Exercise brief:
Return each line containing "this".

Supplied information:
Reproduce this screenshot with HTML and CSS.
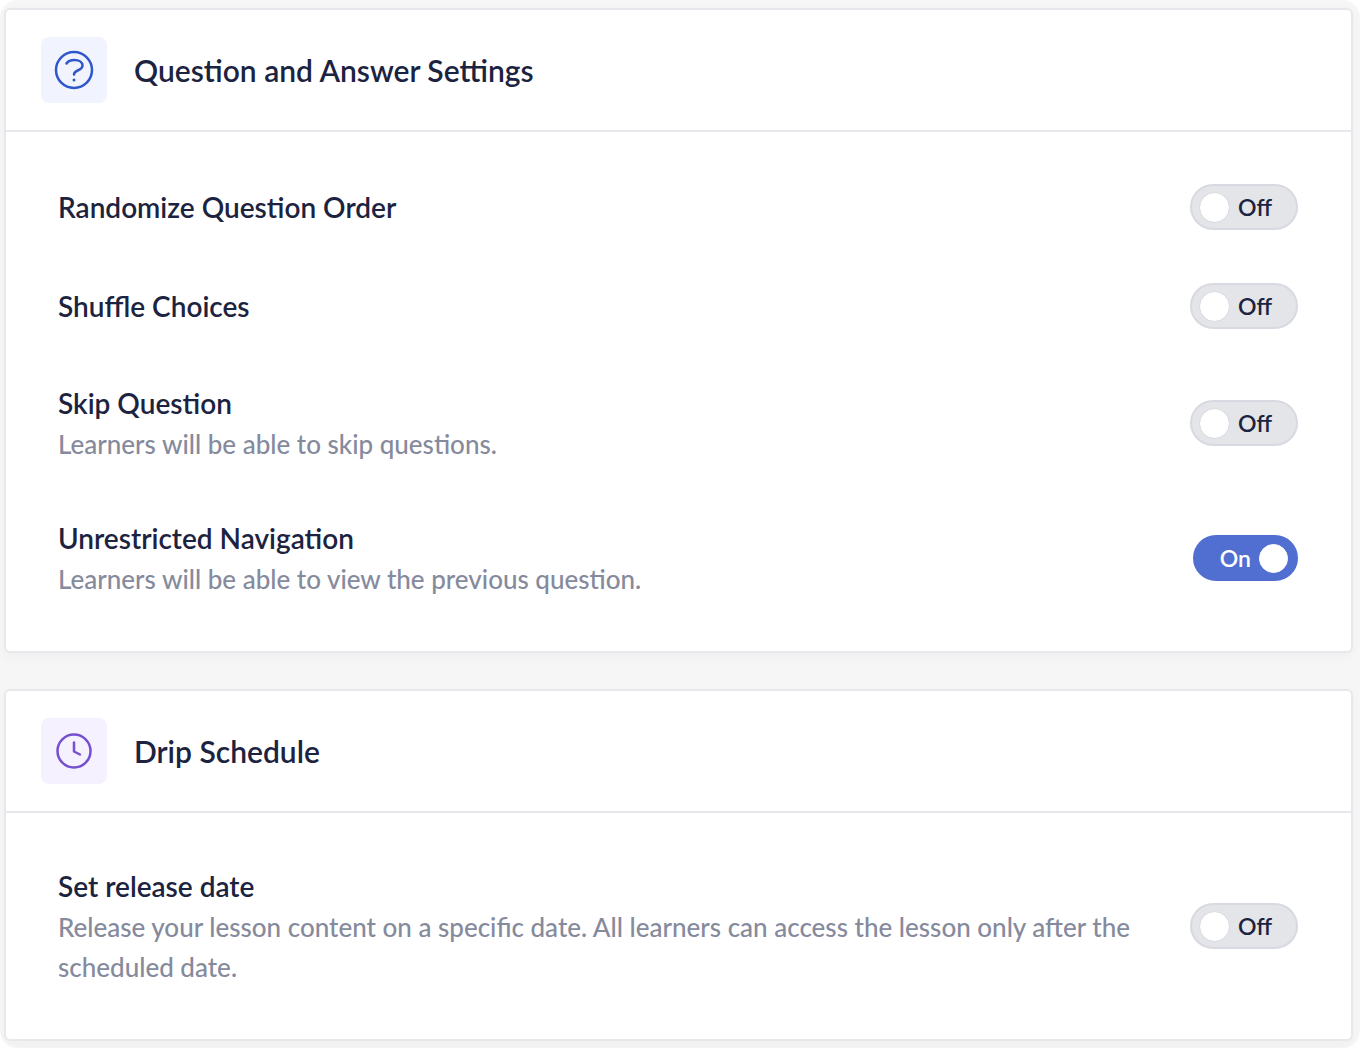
FILE: index.html
```
<!DOCTYPE html>
<html lang="en-us">

<head>
<meta charset="utf-8">
<meta name="viewport" content="width=device-width, initial-scale=1">
<title>Lesson Settings</title>
<link rel="stylesheet" href="styles.css">
</head>

<body>

<main class="settings">
    <section class="card">
        <header class="cardHeader">
            <span class="cardIcon question">
                <svg viewBox="0 0 40 40" width="40" height="40" stroke-width="2.5" aria-hidden="true">
                    <circle cx="20" cy="20" r="18"/>
                    <path d="M12.5 13.5C14 11 17 10 20.500 10c4.500 0 8 2 8 5.500 0 5.500-8.500 4-8.500 9"/>
                    <circle class="dot" cx="20" cy="30" r="1.500"/>
                </svg>
            </span>
            <h2>Question and Answer Settings</h2>
        </header>
        <div class="cardBody">
            <div class="row">
                <label class="rowTitle" for="randomize">Randomize Question Order</label>
                <label class="switch">
                    <input type="checkbox" id="randomize">
                    <span class="off">Off</span><span class="on">On</span>
                </label>
            </div>
            <div class="row">
                <label class="rowTitle" for="shuffle">Shuffle Choices</label>
                <label class="switch">
                    <input type="checkbox" id="shuffle">
                    <span class="off">Off</span><span class="on">On</span>
                </label>
            </div>
            <div class="row">
                <div class="rowText">
                    <label class="rowTitle" for="skip">Skip Question</label>
                    <p>Learners will be able to skip questions.</p>
                </div>
                <label class="switch">
                    <input type="checkbox" id="skip">
                    <span class="off">Off</span><span class="on">On</span>
                </label>
            </div>
            <div class="row">
                <div class="rowText">
                    <label class="rowTitle" for="navigation">Unrestricted Navigation</label>
                    <p>Learners will be able to view the previous question.</p>
                </div>
                <label class="switch">
                    <input type="checkbox" id="navigation" checked>
                    <span class="off">Off</span><span class="on">On</span>
                </label>
            </div>
        </div>
    </section>

    <section class="card">
        <header class="cardHeader">
            <span class="cardIcon clock">
                <svg viewBox="0 0 40 40" width="40" height="40" stroke-width="2.5" aria-hidden="true">
                    <circle cx="20" cy="20" r="16.5"/>
                    <path d="M20 11.5v9l6 3"/>
                </svg>
            </span>
            <h2>Drip Schedule</h2>
        </header>
        <div class="cardBody">
            <div class="row">
                <div class="rowText">
                    <label class="rowTitle" for="release">Set release date</label>
                    <p>Release your lesson content on a specific date. All learners can access the lesson only after the scheduled date.</p>
                </div>
                <label class="switch">
                    <input type="checkbox" id="release">
                    <span class="off">Off</span><span class="on">On</span>
                </label>
            </div>
        </div>
    </section>
</main>

</body>

</html>
```
FILE: styles.css
```
* {
    box-sizing: border-box;
}
body {
    margin: 0;
    background-color: #fff;
    font-family: Lato, "Open Sans", sans-serif;
    color: #1c2340;
}
h2, p {
    margin: 0;
}

.settings {
    display: flex;
    flex-direction: column;
    gap: 36px;
    padding: 8px 7px 7px 4px;
    background-color: #f6f6f6;
    border-radius: 18px;
}

/* cards */
.card {
    background-color: #fff;
    border: 2px solid #e7e8ec;
    border-radius: 6px;
    box-shadow: 0 4px 12px rgba(28, 35, 64, 0.03);
}
.cardHeader {
    display: flex;
    align-items: center;
    gap: 27px;
    padding: 27px 35px;
    border-bottom: 2px solid #e7e8ec;
}
.cardHeader h2 {
    font-size: 30px;
    line-height: 38px;
    font-weight: 600;
}
.cardIcon {
    display: flex;
    align-items: center;
    justify-content: center;
    width: 66px;
    height: 66px;
    border-radius: 8px;
}
.cardIcon svg {
    fill: none;
    stroke: currentColor;
    stroke-linecap: round;
    stroke-linejoin: round;
}
.cardIcon .dot {
    fill: currentColor;
    stroke: none;
}
.question {
    background-color: #f1f4ff;
    color: #2f57c9;
}
.clock {
    background-color: #f5f1ff;
    color: #7550cf;
}

/* setting rows */
.cardBody {
    display: flex;
    flex-direction: column;
    gap: 53px;
    padding: 52px 53px 52px 52px;
}
.row {
    display: flex;
    align-items: center;
    justify-content: space-between;
    gap: 36px;
}
.rowTitle {
    display: block;
    font-size: 28px;
    line-height: 42px;
    font-weight: 600;
}
.rowText p {
    font-size: 26px;
    line-height: 40px;
    font-weight: 500;
    color: #858a9c;
}

/* on / off switch */
.switch {
    display: flex;
    flex: none;
    align-items: center;
    gap: 8px;
    height: 46px;
    padding: 0 24px 0 7px;
    border: 2px solid #d8d9e1;
    border-radius: 23px;
    background-color: #e4e5e9;
    font-size: 23px;
    font-weight: 600;
    cursor: pointer;
}
.switch input {
    appearance: none;
    width: 31px;
    height: 31px;
    margin: 0;
    border: 1px solid #d8d9e1;
    border-radius: 50%;
    background-color: #fff;
    cursor: pointer;
}
.switch .on {
    display: none;
}
.switch:has(input:checked) {
    flex-direction: row-reverse;
    padding: 0 8px 0 25px;
    border-color: #516fd0;
    background-color: #516fd0;
    color: #fff;
}
.switch input:checked {
    width: 29px;
    height: 29px;
    border-color: #fff;
}
.switch input:checked ~ .on {
    display: inline;
}
.switch input:checked ~ .off {
    display: none;
}
```
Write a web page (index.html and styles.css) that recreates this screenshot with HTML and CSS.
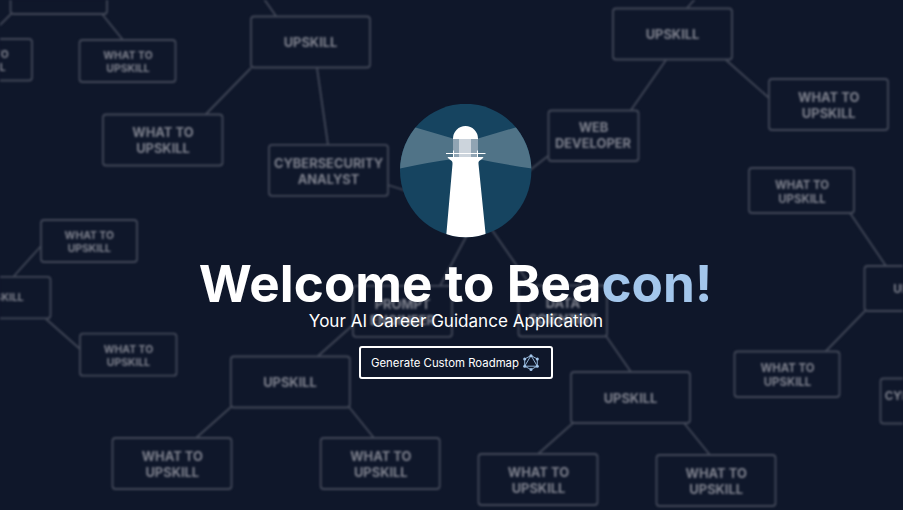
FILE: index.html
```
<!DOCTYPE html>
<html lang="en">
<head>
<meta charset="utf-8">
<title>Beacon</title>
<link rel="stylesheet" href="styles.css">
</head>
<body>
<svg class="map" viewBox="0 0 903 510" aria-hidden="true">
  <g class="links">
    <path d="M11 14L-4 29M102 14L123 40M264 -1L276 16M251 68L206 114M317 68L328 145M388 185L410 192M697 -3L687 8M666 60L631 110M548 156L525 174M726 60L769 98M850 213L886 266M865 311L825 352M41 246L14 276M46 319L80 349M475 220L440 286M485 220L531 286M353 325L318 356M606 336L631 372M231 407L196 438M349 407L374 438M573 423L538 454M684 423L710 455"/>
  </g>
  <g class="boxes">
    <rect x="10.500" y="-28" width="96.500" height="42" rx="3"/>
    <rect x="-64" y="39" width="96" height="41.500" rx="3"/>
    <rect x="79.500" y="40" width="96" height="42" rx="3"/>
    <rect x="103" y="114.500" width="119.500" height="51" rx="3"/>
    <rect x="251" y="16.500" width="119" height="51" rx="3"/>
    <rect x="269" y="144.800" width="119" height="51" rx="3"/>
    <rect x="613" y="8.500" width="119" height="51" rx="3"/>
    <rect x="548.500" y="110.500" width="90" height="50.500" rx="3"/>
    <rect x="769" y="79" width="119" height="51" rx="3"/>
    <rect x="749" y="168" width="105" height="45" rx="3"/>
    <rect x="864.500" y="266" width="105" height="45" rx="3"/>
    <rect x="734.500" y="351.500" width="105" height="45.500" rx="3"/>
    <rect x="880.500" y="378.500" width="105" height="45" rx="3"/>
    <rect x="41" y="220" width="96" height="42" rx="3"/>
    <rect x="-46" y="276.800" width="96.500" height="41.500" rx="3"/>
    <rect x="80" y="333.700" width="96.500" height="42" rx="3"/>
    <rect x="353" y="285.800" width="99" height="51" rx="3"/>
    <rect x="518.500" y="285.500" width="88.500" height="51" rx="3"/>
    <rect x="230.800" y="356.500" width="119" height="51" rx="3"/>
    <rect x="112.500" y="438" width="119" height="51" rx="3"/>
    <rect x="320.700" y="438" width="119" height="51" rx="3"/>
    <rect x="571" y="372" width="119" height="51" rx="3"/>
    <rect x="478.500" y="454" width="119" height="51" rx="3"/>
    <rect x="656.500" y="455" width="119" height="51" rx="3"/>
  </g>
  <g class="labels">
    <text x="310.500" y="47">UPSKILL</text>
    <text x="672.500" y="39">UPSKILL</text>
    <text x="290" y="386.500">UPSKILL</text>
    <text x="630.500" y="402.700">UPSKILL</text>
    <text x="163" y="137">WHAT TO<tspan x="163" dy="16">UPSKILL</tspan></text>
    <text x="328.500" y="168.300">CYBERSECURITY<tspan x="328.500" dy="16">ANALYST</tspan></text>
    <text x="593.500" y="132">WEB<tspan x="593" dy="16">DEVELOPER</tspan></text>
    <text x="828.700" y="102">WHAT TO<tspan x="828.700" dy="16">UPSKILL</tspan></text>
    <text x="402.500" y="309">PROMPT<tspan x="402.500" dy="16">ENGINEER</tspan></text>
    <text x="563" y="307.500">DATA<tspan x="563" dy="16">SCIENTIST</tspan></text>
    <text x="172.300" y="461">WHAT TO<tspan x="172.300" dy="16">UPSKILL</tspan></text>
    <text x="380.800" y="461">WHAT TO<tspan x="380.800" dy="16">UPSKILL</tspan></text>
    <text x="538.500" y="477">WHAT TO<tspan x="538.500" dy="16">UPSKILL</tspan></text>
    <text x="716.200" y="478">WHAT TO<tspan x="716.200" dy="16">UPSKILL</tspan></text>
  </g>
  <g class="labels labels-mid">
    <text x="802" y="188.500">WHAT TO<tspan x="802" dy="14">UPSKILL</tspan></text>
    <text x="787.500" y="372">WHAT TO<tspan x="787.500" dy="14">UPSKILL</tspan></text>
    <text x="917" y="293">UPSKILL</text>
    <text x="933" y="399.500">CYBERSECURITY<tspan x="933" dy="14">ANALYST</tspan></text>
  </g>
  <g class="labels labels-small">
    <text x="128" y="59">WHAT TO<tspan x="128" dy="12.800">UPSKILL</tspan></text>
    <text x="-16" y="58">WHAT TO<tspan x="-16" dy="12.800">UPSKILL</tspan></text>
    <text x="89.300" y="239">WHAT TO<tspan x="89.300" dy="12.800">UPSKILL</tspan></text>
    <text x="2" y="301.400">UPSKILL</text>
    <text x="128.500" y="352.700">WHAT TO<tspan x="128.500" dy="12.800">UPSKILL</tspan></text>
  </g>
</svg>
<main class="hero">
  <svg class="logo" viewBox="0 0 132 134" role="img" aria-label="Beacon lighthouse">
    <defs><clipPath id="disc"><ellipse cx="65.700" cy="66.500" rx="65.700" ry="66.700"/></clipPath></defs>
    <g clip-path="url(#disc)">
      <path fill="#164460" d="M0 0h132v134H0z"/>
      <path fill="#507387" d="M15.500 23.500L53 34.500V55Q30 58 0 64.500V20zM115.500 23.500L78 34.500V55Q101 60 132 64.500V20z"/>
      <path fill="#fff" d="M53 35.500V34.500a12.500 12.500 0 0 1 25 0V35.500zM47.500 53H83.500C82 56.500 78 55.500 78.500 60L86 134H46L52.500 60C53 55.500 49 56.500 47.500 53z"/>
      <path fill="#90a4b3" d="M53 35h25v18H53z"/>
      <path fill="#ccd4dc" d="M59 35h12v18H59z"/>
      <path fill="none" stroke="#fff" d="M46 49.500H85.500M53.500 46.500V54M77.500 46.500V54"/>
    </g>
  </svg>
  <h1 class="title">Welcome to Bea<span class="accent">con!</span></h1>
  <p class="subtitle">Your AI Career Guidance Application</p>
  <button class="cta" type="button">Generate Custom Roadmap
    <svg class="cta-icon" viewBox="0 0 16 17">
      <path class="edges" d="M8 1.500L14.300 5V12.200L8 15.600L1.700 12.200V5zM8 1.500L14.300 12.200H1.700z"/>
      <g><circle cx="8" cy="1.700" r="1.500"/><circle cx="14.300" cy="5" r="1.500"/><circle cx="14.300" cy="12.200" r="1.500"/><circle cx="8" cy="15.400" r="1.500"/><circle cx="1.700" cy="12.200" r="1.500"/><circle cx="1.700" cy="5" r="1.500"/></g>
    </svg>
  </button>
</main>
</body>
</html>
```
FILE: styles.css
```
* { box-sizing: border-box; }
body {
  margin: 0;
  height: 510px;
  overflow: hidden;
  position: relative;
  background: #0f172a;
  color: #fff;
  font-family: Inter, sans-serif;
}
.map {
  position: absolute;
  inset: 0;
  width: 903px;
  height: 510px;
  filter: blur(1.2px);
}
.links, .boxes {
  fill: none;
  stroke: #424858;
  stroke-width: 1.8;
}
.boxes { fill: #0f172a; }
.labels {
  fill: #7f828e;
  font-size: 12.9px;
  font-weight: 700;
  text-anchor: middle;
}
.labels-mid { font-size: 11.4px; }
.labels-small { font-size: 10.4px; }
.hero {
  position: relative;
  display: flex;
  flex-direction: column;
  align-items: center;
  width: 911px;
  padding-top: 104px;
}
.logo {
  width: 132px;
  height: 134px;
  margin-left: 20px;
}
.title {
  margin: 19px 0 0;
  font-size: 51.2px;
  line-height: 52px;
  font-weight: 700;
  letter-spacing: 0.04px;
  white-space: nowrap;
}
.accent { color: #a3c6eb; }
.subtitle {
  margin: 1px 0 0 1px;
  font-size: 17.07px;
  line-height: 22px;
}
.cta {
  display: flex;
  align-items: center;
  gap: 4px;
  width: 194px;
  height: 33px;
  margin: 14px 0 0 1px;
  padding: 0 0 0 10px;
  border: 2px solid #fff;
  border-radius: 3px;
  background: #0f172a;
  color: #fff;
  font: 11.38px/16px Inter, sans-serif;
  white-space: nowrap;
}
.cta-icon {
  width: 16px;
  height: 17px;
  fill: #a3c6eb;
}
.edges {
  fill: none;
  stroke: #a3c6eb;
  stroke-width: 0.9;
}
```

Written answer:
Reproduce this screenshot with HTML and CSS.
Write a web page (index.html and styles.css) that recreates this screenshot with HTML and CSS.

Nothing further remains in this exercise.